> **PROBLEM REQUIREMENTS**: All the data below goes into the copy word for word, but the pictures don't.

> **SOURCE EXCERPT**:
* START *
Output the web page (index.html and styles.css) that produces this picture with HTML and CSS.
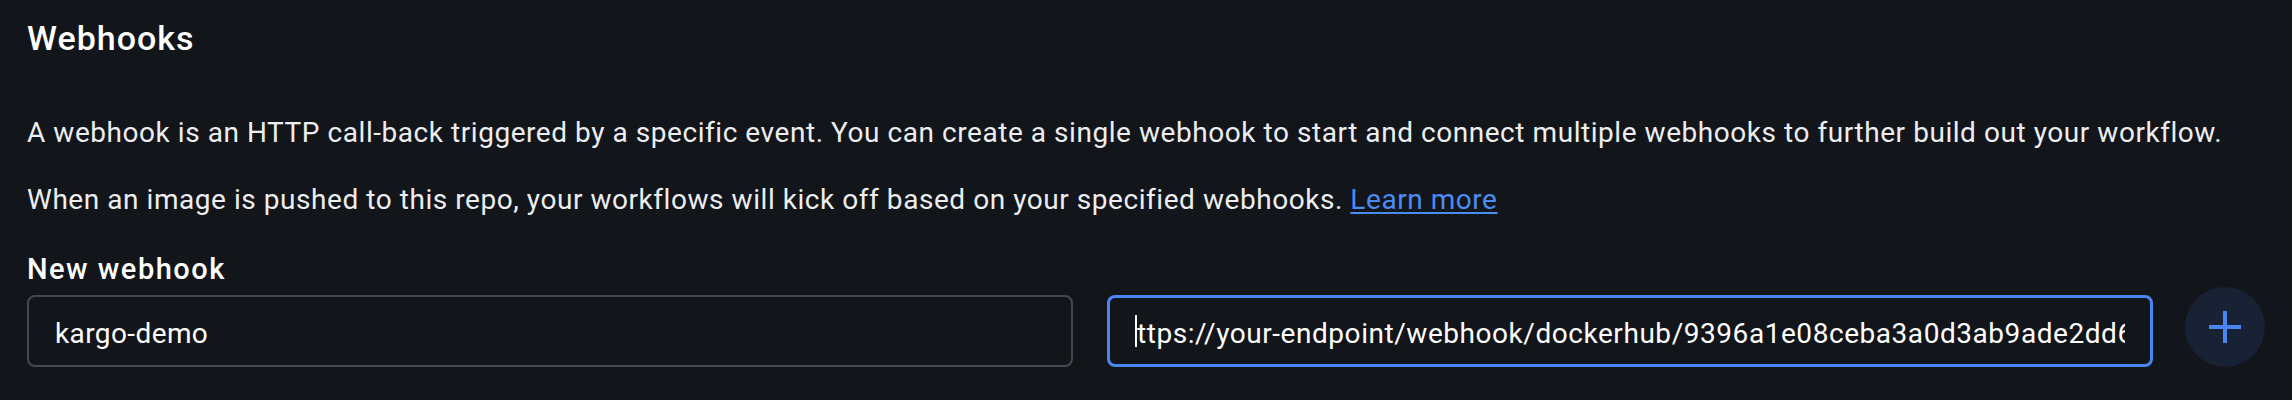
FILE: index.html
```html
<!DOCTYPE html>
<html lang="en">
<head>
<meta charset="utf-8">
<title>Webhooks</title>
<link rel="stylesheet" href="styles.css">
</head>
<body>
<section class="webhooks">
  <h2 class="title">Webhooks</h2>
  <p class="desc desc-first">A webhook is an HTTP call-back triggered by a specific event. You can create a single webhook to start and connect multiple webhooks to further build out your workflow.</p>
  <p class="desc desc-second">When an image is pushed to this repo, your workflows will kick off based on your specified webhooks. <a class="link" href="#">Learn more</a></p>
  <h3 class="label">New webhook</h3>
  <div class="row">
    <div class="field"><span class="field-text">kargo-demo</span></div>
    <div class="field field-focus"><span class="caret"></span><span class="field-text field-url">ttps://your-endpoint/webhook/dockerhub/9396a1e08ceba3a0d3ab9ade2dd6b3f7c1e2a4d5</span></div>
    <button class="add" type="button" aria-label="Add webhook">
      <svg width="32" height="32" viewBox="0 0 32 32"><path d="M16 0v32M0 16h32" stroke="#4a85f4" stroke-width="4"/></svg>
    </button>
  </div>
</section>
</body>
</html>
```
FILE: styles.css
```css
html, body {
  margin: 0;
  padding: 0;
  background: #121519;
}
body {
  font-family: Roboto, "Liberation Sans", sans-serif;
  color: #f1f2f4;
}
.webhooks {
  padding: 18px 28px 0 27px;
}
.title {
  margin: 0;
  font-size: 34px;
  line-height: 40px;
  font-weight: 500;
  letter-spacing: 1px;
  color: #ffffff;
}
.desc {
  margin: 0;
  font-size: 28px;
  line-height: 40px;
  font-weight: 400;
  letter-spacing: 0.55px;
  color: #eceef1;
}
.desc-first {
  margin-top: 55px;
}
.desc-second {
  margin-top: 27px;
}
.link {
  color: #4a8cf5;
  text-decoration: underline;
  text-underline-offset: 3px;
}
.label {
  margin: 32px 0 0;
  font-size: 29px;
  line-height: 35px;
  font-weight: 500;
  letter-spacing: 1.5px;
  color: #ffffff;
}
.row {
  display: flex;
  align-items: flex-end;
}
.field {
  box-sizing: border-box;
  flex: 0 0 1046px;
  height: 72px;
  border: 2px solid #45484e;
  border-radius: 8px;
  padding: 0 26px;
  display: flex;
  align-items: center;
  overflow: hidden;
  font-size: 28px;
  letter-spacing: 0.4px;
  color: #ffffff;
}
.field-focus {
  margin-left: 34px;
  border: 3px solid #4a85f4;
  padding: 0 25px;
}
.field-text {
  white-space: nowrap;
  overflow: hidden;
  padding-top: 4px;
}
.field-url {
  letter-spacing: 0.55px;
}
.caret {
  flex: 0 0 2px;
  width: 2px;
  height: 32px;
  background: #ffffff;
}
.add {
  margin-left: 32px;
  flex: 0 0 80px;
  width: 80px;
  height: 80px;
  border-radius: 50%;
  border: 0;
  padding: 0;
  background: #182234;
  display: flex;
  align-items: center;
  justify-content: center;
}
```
* END *
> **RESPONSE**:
Output the web page (index.html and styles.css) that produces this picture with HTML and CSS.
FILE: index.html
```html
<!DOCTYPE html>
<html lang="en">
<head>
<meta charset="utf-8">
<title>Webhooks</title>
<link rel="stylesheet" href="styles.css">
</head>
<body>
<section class="webhooks">
  <h2 class="title">Webhooks</h2>
  <p class="desc desc-first">A webhook is an HTTP call-back triggered by a specific event. You can create a single webhook to start and connect multiple webhooks to further build out your workflow.</p>
  <p class="desc desc-second">When an image is pushed to this repo, your workflows will kick off based on your specified webhooks. <a class="link" href="#">Learn more</a></p>
  <h3 class="label">New webhook</h3>
  <div class="row">
    <div class="field"><span class="field-text">kargo-demo</span></div>
    <div class="field field-focus"><span class="caret"></span><span class="field-text field-url">ttps://your-endpoint/webhook/dockerhub/9396a1e08ceba3a0d3ab9ade2dd6b3f7c1e2a4d5</span></div>
    <button class="add" type="button" aria-label="Add webhook">
      <svg width="32" height="32" viewBox="0 0 32 32"><path d="M16 0v32M0 16h32" stroke="#4a85f4" stroke-width="4"/></svg>
    </button>
  </div>
</section>
</body>
</html>
```
FILE: styles.css
```css
html, body {
  margin: 0;
  padding: 0;
  background: #121519;
}
body {
  font-family: Roboto, "Liberation Sans", sans-serif;
  color: #f1f2f4;
}
.webhooks {
  padding: 18px 28px 0 27px;
}
.title {
  margin: 0;
  font-size: 34px;
  line-height: 40px;
  font-weight: 500;
  letter-spacing: 1px;
  color: #ffffff;
}
.desc {
  margin: 0;
  font-size: 28px;
  line-height: 40px;
  font-weight: 400;
  letter-spacing: 0.55px;
  color: #eceef1;
}
.desc-first {
  margin-top: 55px;
}
.desc-second {
  margin-top: 27px;
}
.link {
  color: #4a8cf5;
  text-decoration: underline;
  text-underline-offset: 3px;
}
.label {
  margin: 32px 0 0;
  font-size: 29px;
  line-height: 35px;
  font-weight: 500;
  letter-spacing: 1.5px;
  color: #ffffff;
}
.row {
  display: flex;
  align-items: flex-end;
}
.field {
  box-sizing: border-box;
  flex: 0 0 1046px;
  height: 72px;
  border: 2px solid #45484e;
  border-radius: 8px;
  padding: 0 26px;
  display: flex;
  align-items: center;
  overflow: hidden;
  font-size: 28px;
  letter-spacing: 0.4px;
  color: #ffffff;
}
.field-focus {
  margin-left: 34px;
  border: 3px solid #4a85f4;
  padding: 0 25px;
}
.field-text {
  white-space: nowrap;
  overflow: hidden;
  padding-top: 4px;
}
.field-url {
  letter-spacing: 0.55px;
}
.caret {
  flex: 0 0 2px;
  width: 2px;
  height: 32px;
  background: #ffffff;
}
.add {
  margin-left: 32px;
  flex: 0 0 80px;
  width: 80px;
  height: 80px;
  border-radius: 50%;
  border: 0;
  padding: 0;
  background: #182234;
  display: flex;
  align-items: center;
  justify-content: center;
}
```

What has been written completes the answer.